Collected data -
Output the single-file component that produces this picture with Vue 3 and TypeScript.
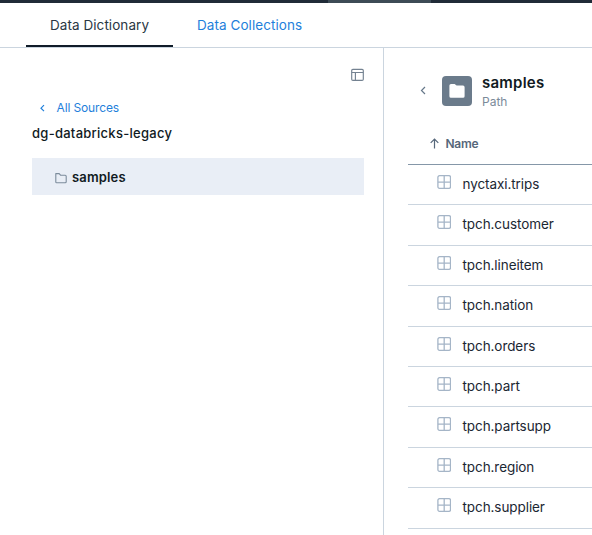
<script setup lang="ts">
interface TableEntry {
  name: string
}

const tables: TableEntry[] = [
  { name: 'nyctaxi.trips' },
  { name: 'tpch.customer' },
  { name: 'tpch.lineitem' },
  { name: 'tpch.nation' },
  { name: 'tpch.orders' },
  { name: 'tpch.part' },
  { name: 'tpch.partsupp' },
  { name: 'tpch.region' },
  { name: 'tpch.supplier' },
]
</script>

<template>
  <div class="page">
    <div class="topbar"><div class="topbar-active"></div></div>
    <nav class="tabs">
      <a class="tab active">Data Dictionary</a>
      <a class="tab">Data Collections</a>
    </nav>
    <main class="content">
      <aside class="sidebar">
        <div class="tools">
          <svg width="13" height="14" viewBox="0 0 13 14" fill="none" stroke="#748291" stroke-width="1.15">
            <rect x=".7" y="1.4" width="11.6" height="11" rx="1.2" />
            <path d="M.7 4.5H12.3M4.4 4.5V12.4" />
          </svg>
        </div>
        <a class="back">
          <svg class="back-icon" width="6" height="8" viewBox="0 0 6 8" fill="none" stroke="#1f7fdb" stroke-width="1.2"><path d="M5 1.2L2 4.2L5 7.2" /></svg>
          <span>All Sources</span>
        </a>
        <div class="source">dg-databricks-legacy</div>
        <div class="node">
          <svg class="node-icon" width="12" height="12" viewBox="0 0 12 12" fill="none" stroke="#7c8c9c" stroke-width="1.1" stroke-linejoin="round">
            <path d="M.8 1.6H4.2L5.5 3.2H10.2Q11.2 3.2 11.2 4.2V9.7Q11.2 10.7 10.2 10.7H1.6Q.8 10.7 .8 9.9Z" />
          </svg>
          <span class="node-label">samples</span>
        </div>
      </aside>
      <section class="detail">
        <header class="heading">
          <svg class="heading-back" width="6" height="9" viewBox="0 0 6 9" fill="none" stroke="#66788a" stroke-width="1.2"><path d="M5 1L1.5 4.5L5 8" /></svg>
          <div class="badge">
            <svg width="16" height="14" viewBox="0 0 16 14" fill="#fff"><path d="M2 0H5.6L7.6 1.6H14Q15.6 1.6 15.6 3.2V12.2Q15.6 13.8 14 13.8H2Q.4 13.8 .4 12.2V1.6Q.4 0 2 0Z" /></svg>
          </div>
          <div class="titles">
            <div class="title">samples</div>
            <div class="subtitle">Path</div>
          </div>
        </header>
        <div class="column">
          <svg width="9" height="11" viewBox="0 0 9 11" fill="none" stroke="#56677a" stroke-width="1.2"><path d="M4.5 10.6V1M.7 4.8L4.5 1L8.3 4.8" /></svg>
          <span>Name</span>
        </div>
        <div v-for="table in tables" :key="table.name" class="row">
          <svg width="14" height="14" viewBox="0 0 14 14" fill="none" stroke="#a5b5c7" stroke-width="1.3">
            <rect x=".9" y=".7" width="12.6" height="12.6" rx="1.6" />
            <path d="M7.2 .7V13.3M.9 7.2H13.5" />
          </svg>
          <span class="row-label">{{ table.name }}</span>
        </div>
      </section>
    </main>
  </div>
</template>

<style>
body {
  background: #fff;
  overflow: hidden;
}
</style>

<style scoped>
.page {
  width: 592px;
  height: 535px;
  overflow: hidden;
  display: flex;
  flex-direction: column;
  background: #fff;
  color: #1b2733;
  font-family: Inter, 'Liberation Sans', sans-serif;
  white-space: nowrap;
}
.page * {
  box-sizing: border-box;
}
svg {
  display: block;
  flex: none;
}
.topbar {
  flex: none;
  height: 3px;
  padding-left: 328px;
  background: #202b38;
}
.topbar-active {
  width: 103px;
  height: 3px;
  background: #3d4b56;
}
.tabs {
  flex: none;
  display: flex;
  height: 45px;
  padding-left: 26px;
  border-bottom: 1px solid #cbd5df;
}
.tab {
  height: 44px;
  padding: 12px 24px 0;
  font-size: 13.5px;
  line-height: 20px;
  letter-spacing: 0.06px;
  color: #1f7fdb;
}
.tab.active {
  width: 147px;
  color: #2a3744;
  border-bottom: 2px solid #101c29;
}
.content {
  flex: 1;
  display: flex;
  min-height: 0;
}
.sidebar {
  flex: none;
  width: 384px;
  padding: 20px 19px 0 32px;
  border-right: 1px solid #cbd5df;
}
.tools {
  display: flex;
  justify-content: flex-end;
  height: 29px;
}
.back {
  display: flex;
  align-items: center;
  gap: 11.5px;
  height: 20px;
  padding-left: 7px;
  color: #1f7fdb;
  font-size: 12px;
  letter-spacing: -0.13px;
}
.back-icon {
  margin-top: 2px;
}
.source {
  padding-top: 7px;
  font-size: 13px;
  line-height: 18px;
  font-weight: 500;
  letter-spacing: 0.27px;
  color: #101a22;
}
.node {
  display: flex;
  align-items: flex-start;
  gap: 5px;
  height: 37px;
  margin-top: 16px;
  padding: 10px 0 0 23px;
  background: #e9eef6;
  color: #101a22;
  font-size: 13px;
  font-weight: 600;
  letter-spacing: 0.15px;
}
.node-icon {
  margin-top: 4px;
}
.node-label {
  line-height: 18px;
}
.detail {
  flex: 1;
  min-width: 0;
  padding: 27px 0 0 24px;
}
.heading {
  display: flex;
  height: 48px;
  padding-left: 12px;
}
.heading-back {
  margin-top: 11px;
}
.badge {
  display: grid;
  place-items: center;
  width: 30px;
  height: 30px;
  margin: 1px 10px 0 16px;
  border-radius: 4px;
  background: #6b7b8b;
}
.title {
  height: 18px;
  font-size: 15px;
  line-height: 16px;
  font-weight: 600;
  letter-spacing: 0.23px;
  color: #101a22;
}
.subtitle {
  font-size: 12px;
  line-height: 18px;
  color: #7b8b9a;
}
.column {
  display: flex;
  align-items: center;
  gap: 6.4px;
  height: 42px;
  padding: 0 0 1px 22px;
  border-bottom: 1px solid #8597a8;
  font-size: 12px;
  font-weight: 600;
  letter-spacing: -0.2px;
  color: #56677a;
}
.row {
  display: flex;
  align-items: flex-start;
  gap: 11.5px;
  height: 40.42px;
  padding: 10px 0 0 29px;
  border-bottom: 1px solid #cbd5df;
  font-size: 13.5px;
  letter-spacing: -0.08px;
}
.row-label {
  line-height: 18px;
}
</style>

Aim of the task -
Write out again every line above exactly as given; the pictures do not belong in the copy.

Completed exercise -
Output the single-file component that produces this picture with Vue 3 and TypeScript.
<script setup lang="ts">
interface TableEntry {
  name: string
}

const tables: TableEntry[] = [
  { name: 'nyctaxi.trips' },
  { name: 'tpch.customer' },
  { name: 'tpch.lineitem' },
  { name: 'tpch.nation' },
  { name: 'tpch.orders' },
  { name: 'tpch.part' },
  { name: 'tpch.partsupp' },
  { name: 'tpch.region' },
  { name: 'tpch.supplier' },
]
</script>

<template>
  <div class="page">
    <div class="topbar"><div class="topbar-active"></div></div>
    <nav class="tabs">
      <a class="tab active">Data Dictionary</a>
      <a class="tab">Data Collections</a>
    </nav>
    <main class="content">
      <aside class="sidebar">
        <div class="tools">
          <svg width="13" height="14" viewBox="0 0 13 14" fill="none" stroke="#748291" stroke-width="1.15">
            <rect x=".7" y="1.4" width="11.6" height="11" rx="1.2" />
            <path d="M.7 4.5H12.3M4.4 4.5V12.4" />
          </svg>
        </div>
        <a class="back">
          <svg class="back-icon" width="6" height="8" viewBox="0 0 6 8" fill="none" stroke="#1f7fdb" stroke-width="1.2"><path d="M5 1.2L2 4.2L5 7.2" /></svg>
          <span>All Sources</span>
        </a>
        <div class="source">dg-databricks-legacy</div>
        <div class="node">
          <svg class="node-icon" width="12" height="12" viewBox="0 0 12 12" fill="none" stroke="#7c8c9c" stroke-width="1.1" stroke-linejoin="round">
            <path d="M.8 1.6H4.2L5.5 3.2H10.2Q11.2 3.2 11.2 4.2V9.7Q11.2 10.7 10.2 10.7H1.6Q.8 10.7 .8 9.9Z" />
          </svg>
          <span class="node-label">samples</span>
        </div>
      </aside>
      <section class="detail">
        <header class="heading">
          <svg class="heading-back" width="6" height="9" viewBox="0 0 6 9" fill="none" stroke="#66788a" stroke-width="1.2"><path d="M5 1L1.5 4.5L5 8" /></svg>
          <div class="badge">
            <svg width="16" height="14" viewBox="0 0 16 14" fill="#fff"><path d="M2 0H5.6L7.6 1.6H14Q15.6 1.6 15.6 3.2V12.2Q15.6 13.8 14 13.8H2Q.4 13.8 .4 12.2V1.6Q.4 0 2 0Z" /></svg>
          </div>
          <div class="titles">
            <div class="title">samples</div>
            <div class="subtitle">Path</div>
          </div>
        </header>
        <div class="column">
          <svg width="9" height="11" viewBox="0 0 9 11" fill="none" stroke="#56677a" stroke-width="1.2"><path d="M4.5 10.6V1M.7 4.8L4.5 1L8.3 4.8" /></svg>
          <span>Name</span>
        </div>
        <div v-for="table in tables" :key="table.name" class="row">
          <svg width="14" height="14" viewBox="0 0 14 14" fill="none" stroke="#a5b5c7" stroke-width="1.3">
            <rect x=".9" y=".7" width="12.6" height="12.6" rx="1.6" />
            <path d="M7.2 .7V13.3M.9 7.2H13.5" />
          </svg>
          <span class="row-label">{{ table.name }}</span>
        </div>
      </section>
    </main>
  </div>
</template>

<style>
body {
  background: #fff;
  overflow: hidden;
}
</style>

<style scoped>
.page {
  width: 592px;
  height: 535px;
  overflow: hidden;
  display: flex;
  flex-direction: column;
  background: #fff;
  color: #1b2733;
  font-family: Inter, 'Liberation Sans', sans-serif;
  white-space: nowrap;
}
.page * {
  box-sizing: border-box;
}
svg {
  display: block;
  flex: none;
}
.topbar {
  flex: none;
  height: 3px;
  padding-left: 328px;
  background: #202b38;
}
.topbar-active {
  width: 103px;
  height: 3px;
  background: #3d4b56;
}
.tabs {
  flex: none;
  display: flex;
  height: 45px;
  padding-left: 26px;
  border-bottom: 1px solid #cbd5df;
}
.tab {
  height: 44px;
  padding: 12px 24px 0;
  font-size: 13.5px;
  line-height: 20px;
  letter-spacing: 0.06px;
  color: #1f7fdb;
}
.tab.active {
  width: 147px;
  color: #2a3744;
  border-bottom: 2px solid #101c29;
}
.content {
  flex: 1;
  display: flex;
  min-height: 0;
}
.sidebar {
  flex: none;
  width: 384px;
  padding: 20px 19px 0 32px;
  border-right: 1px solid #cbd5df;
}
.tools {
  display: flex;
  justify-content: flex-end;
  height: 29px;
}
.back {
  display: flex;
  align-items: center;
  gap: 11.5px;
  height: 20px;
  padding-left: 7px;
  color: #1f7fdb;
  font-size: 12px;
  letter-spacing: -0.13px;
}
.back-icon {
  margin-top: 2px;
}
.source {
  padding-top: 7px;
  font-size: 13px;
  line-height: 18px;
  font-weight: 500;
  letter-spacing: 0.27px;
  color: #101a22;
}
.node {
  display: flex;
  align-items: flex-start;
  gap: 5px;
  height: 37px;
  margin-top: 16px;
  padding: 10px 0 0 23px;
  background: #e9eef6;
  color: #101a22;
  font-size: 13px;
  font-weight: 600;
  letter-spacing: 0.15px;
}
.node-icon {
  margin-top: 4px;
}
.node-label {
  line-height: 18px;
}
.detail {
  flex: 1;
  min-width: 0;
  padding: 27px 0 0 24px;
}
.heading {
  display: flex;
  height: 48px;
  padding-left: 12px;
}
.heading-back {
  margin-top: 11px;
}
.badge {
  display: grid;
  place-items: center;
  width: 30px;
  height: 30px;
  margin: 1px 10px 0 16px;
  border-radius: 4px;
  background: #6b7b8b;
}
.title {
  height: 18px;
  font-size: 15px;
  line-height: 16px;
  font-weight: 600;
  letter-spacing: 0.23px;
  color: #101a22;
}
.subtitle {
  font-size: 12px;
  line-height: 18px;
  color: #7b8b9a;
}
.column {
  display: flex;
  align-items: center;
  gap: 6.4px;
  height: 42px;
  padding: 0 0 1px 22px;
  border-bottom: 1px solid #8597a8;
  font-size: 12px;
  font-weight: 600;
  letter-spacing: -0.2px;
  color: #56677a;
}
.row {
  display: flex;
  align-items: flex-start;
  gap: 11.5px;
  height: 40.42px;
  padding: 10px 0 0 29px;
  border-bottom: 1px solid #cbd5df;
  font-size: 13.5px;
  letter-spacing: -0.08px;
}
.row-label {
  line-height: 18px;
}
</style>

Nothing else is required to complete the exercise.